OPCFoundation / UA-.NETStandard

OPC Unified Architecture .NET Standard
Other
1.96k stars 946 forks source link

OPC UA Server becomes unresponsive after 1-2 days of continuous run #2716

Closed vinaybr closed 2 months ago

vinaybr commented 2 months ago

Type of issue

Current Behavior

I have a OPC UA Server which is running as a windows service. We recently upgraded the OPC Foundation stack to v1.5.374.78. During one of our long run tests we observed that the client disconnected from the server after 1-2 days of continuous run.
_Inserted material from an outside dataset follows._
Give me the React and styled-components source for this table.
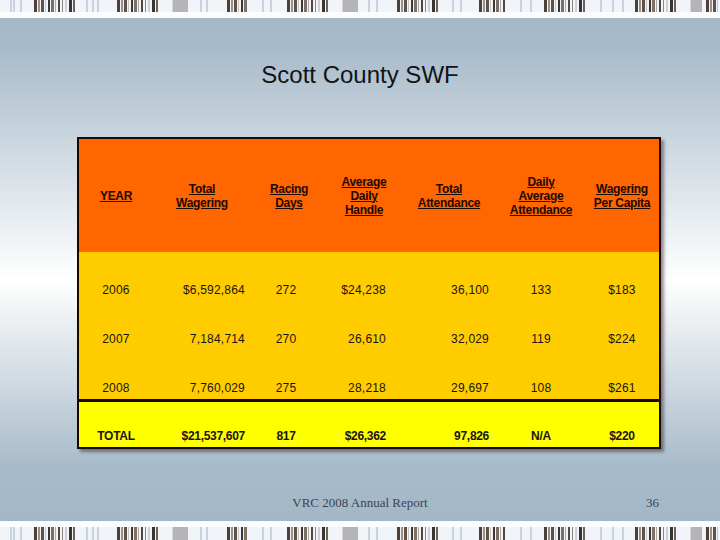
import React from 'react';
import styled, { createGlobalStyle } from 'styled-components';

const GlobalStyle = createGlobalStyle`
    html, body {
        margin: 0;
        padding: 0;
        width: 720px;
        height: 540px;
        overflow: hidden;
        background: #ffffff;
    }
`;

const Slide = styled.div`
    width: 720px;
    height: 540px;
    display: flex;
    flex-direction: column;
    font-family: "Liberation Sans", Arial, sans-serif;
`;

const Band = styled.div`
    height: ${props => props.h}px;
    display: flex;
    flex-direction: column;
    justify-content: ${props => props.bottom ? 'flex-end' : 'flex-start'};
    background: #fbfcfe;
`;

const Main = styled.div`
    flex: 1;
    display: flex;
    flex-direction: column;
    background: linear-gradient(180deg, #a5b8c7 0%, #a8bbca 6%, #ffffff 52%, #a8bbca 89%, #a4b7c6 100%);
`;

const Title = styled.h1`
    margin: 43px 0 0 0;
    font-size: 24px;
    line-height: 28px;
    font-weight: normal;
    text-align: center;
    color: #111418;
`;

const Table = styled.table`
    margin: 48px 0 0 77px;
    width: 582px;
    border-collapse: collapse;
    border: 2px solid #180800;
    box-shadow: 3px 3px 3px rgba(30, 20, 20, 0.45);
    table-layout: fixed;
`;

const Row = styled.tr`
    height: ${props => props.h}px;
    background: ${props => props.bg};
    border-top: ${props => props.divider ? '3px solid #180800' : 'none'};
`;

const Head = styled.th`
    padding: 0 2px;
    font-size: 12px;
    line-height: 14px;
    font-weight: bold;
    color: #1e0800;
    text-decoration: underline;
    text-align: center;
    vertical-align: middle;
    letter-spacing: -0.3px;
`;

const Cell = styled.td`
    padding: 0 ${props => props.pr || 0}px 4px ${props => props.pl || 0}px;
    font-size: 12px;
    line-height: 14px;
    font-weight: ${props => props.bold ? 'bold' : 'normal'};
    color: #1a1410;
    text-align: ${props => props.align || 'center'};
    vertical-align: bottom;
    letter-spacing: ${props => props.bold ? '-0.3px' : '0.2px'};
`;

const Footer = styled.div`
    margin-top: 46px;
    display: grid;
    grid-template-columns: 1fr auto 1fr;
    font-family: "Liberation Serif", "Times New Roman", serif;
    font-size: 13px;
    line-height: 16px;
    color: #3a4454;
`;

const PageNum = styled.span`
    justify-self: end;
    padding-right: 61px;
`;

const darkLines = [
    [0, 3, '#4a4038'], [4, 2, '#9a9088'], [7, 3, '#5c524a'], [11, 1, '#c8c4c0'],
    [14, 2, '#3e3630'], [17, 3, '#7a7068'], [21, 1, '#b0a8a0'], [24, 2, '#52483f'],
    [28, 1, '#8c8680'], [31, 2, '#d0d0d4'], [35, 3, '#3a3430'], [39, 2, '#6a625a'],
];

const darkGroups = [[34, 42], [117, 41], [227, 21], [287, 41], [397, 41], [479, 26], [544, 41], [635, 42], [706, 14]];
const grayGroups = [[172, 16], [342, 16], [690, 12]];
const faintLines = [10, 13, 20, 86, 92, 97, 200, 206, 262, 270, 368, 376, 452, 460, 520, 530, 600, 612, 622];

const Stripes = ({ h }) => (
    <svg width="720" height={h} viewBox={`0 0 720 ${h}`} style={{ display: 'block' }}>
        <rect width="720" height={h} fill="#f1f4f9" />
        {faintLines.map(x => (
            <rect key={'f' + x} x={x} width="2" height={h} fill="#c9d3e0" />
        ))}
        {grayGroups.map(([x, w]) => (
            <g key={'g' + x}>
                <rect x={x} width={w} height={h} fill="#b5b5b8" />
                <rect x={x} width="1" height={h} fill="#d6d6da" />
            </g>
        ))}
        {darkGroups.map(([x, w]) => (
            <g key={'d' + x}>
                {darkLines.filter(([o]) => o < w).map(([o, lw, c]) => (
                    <rect key={o} x={x + o} width={Math.min(lw, w - o)} height={h} fill={c} />
                ))}
            </g>
        ))}
    </svg>
);

const headers = [
    ['YEAR'],
    ['Total', 'Wagering'],
    ['Racing', 'Days'],
    ['Average', 'Daily', 'Handle'],
    ['Total', 'Attendance'],
    ['Daily', 'Average', 'Attendance'],
    ['Wagering', 'Per Capita'],
];

const widths = [75, 98, 76, 74, 96, 88, 75];

const rows = [
    ['2006', '$6,592,864', '272', '$24,238', '36,100', '133', '$183'],
    ['2007', '7,184,714', '270', '26,610', '32,029', '119', '$224'],
    ['2008', '7,760,029', '275', '28,218', '29,697', '108', '$261'],
];

const total = ['TOTAL', '$21,537,607', '817', '$26,362', '97,826', 'N/A', '$220'];

// per-column alignment of the figures
const colAlign = [
    { align: 'center' },
    { align: 'right', pr: 6 },
    { align: 'center', pr: 6 },
    { align: 'right', pr: 15 },
    { align: 'right', pr: 8 },
    { align: 'center' },
    { align: 'center' },
];

const App = () => (
    <Slide>
        <GlobalStyle />
        <Band h={18}>
            <Stripes h={12} />
        </Band>
        <Main>
            <Title>Scott County SWF</Title>
            <Table>
                <colgroup>
                    {widths.map((w, i) => <col key={i} style={{ width: w }} />)}
                </colgroup>
                <thead>
                    <Row h={114} bg="#ff6600">
                        {headers.map((lines, i) => (
                            <Head key={i}>
                                {lines.map((l, j) => <div key={j}>{l}</div>)}
                            </Head>
                        ))}
                    </Row>
                </thead>
                <tbody>
                    {rows.map((r, i) => (
                        <Row key={r[0]} h={i === 2 ? 50 : 49} bg="#ffcc00">
                            {r.map((v, j) => <Cell key={j} {...colAlign[j]}>{v}</Cell>)}
                        </Row>
                    ))}
                    <Row h={48} bg="#ffff00" divider>
                        {total.map((v, j) => <Cell key={j} bold {...colAlign[j]}>{v}</Cell>)}
                    </Row>
                </tbody>
            </Table>
            <Footer>
                <span />
                <span>VRC 2008 Annual Report</span>
                <PageNum>36</PageNum>
            </Footer>
        </Main>
        <Band h={19} bottom>
            <Stripes h={13} />
        </Band>
    </Slide>
);

export default App;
The server process is still running i.e., no crash. The windows service is also in running state. The client gets a BadTimeout error when it tries to reconnect.

Expected Behavior

No response

Steps To Reproduce

No response

Environment

- OS:Windows 10
- Environment: Visual Studio 2022, .Net6
- Runtime: .Net6
- Nuget Version:1.5.374.78
- Component:OPCFoundation.NetStandard.Opc.Ua
- Server: COMIOP
- Client: UAExpert

Anything else?

I took the dump file of the opc server process and on analysis of the threads i see that many of the threads are stuck waiting for a lock -

[HelperMethodFrame_1OBJ: 00000052cabff308] System.Threading.Monitor.ReliableEnter(System.Object, Boolean ByRef) Opc.Ua.Server.ServerInternalData.get_IsRunning() Opc.Ua.Server.StandardServer.ValidateRequest(Opc.Ua.RequestHeader, Opc.Ua.Server.RequestType) Opc.Ua.Server.StandardServer.CreateSession(Opc.Ua.RequestHeader, Opc.Ua.ApplicationDescription, System.String, System.String, System.String, Byte[], Byte[], Double, UInt32, Opc.Ua.NodeId ByRef, Opc.Ua.NodeId ByRef, Double ByRef, Byte[] ByRef, Byte[] ByRef, Opc.Ua.EndpointDescriptionCollection ByRef, Opc.Ua.SignedSoftwareCertificateCollection ByRef, Opc.Ua.SignatureData ByRef, UInt32 ByRef) Opc.Ua.SessionEndpoint.CreateSession(Opc.Ua.IServiceRequest) Opc.Ua.EndpointBase+ProcessRequestAsyncResult.OnProcessRequest(System.Object) Opc.Ua.ServerBase+RequestQueue.OnProcessRequestQueue(System.Object) [DebuggerU2MCatchHandlerFrame: 00000052cabffae0]

mregen commented 2 months ago

@vinaybr thanks for the report. Since a few days we know the root cause as there is a regression which can cause a deadlock when cleaning up the channels. A fix is in the works #2714.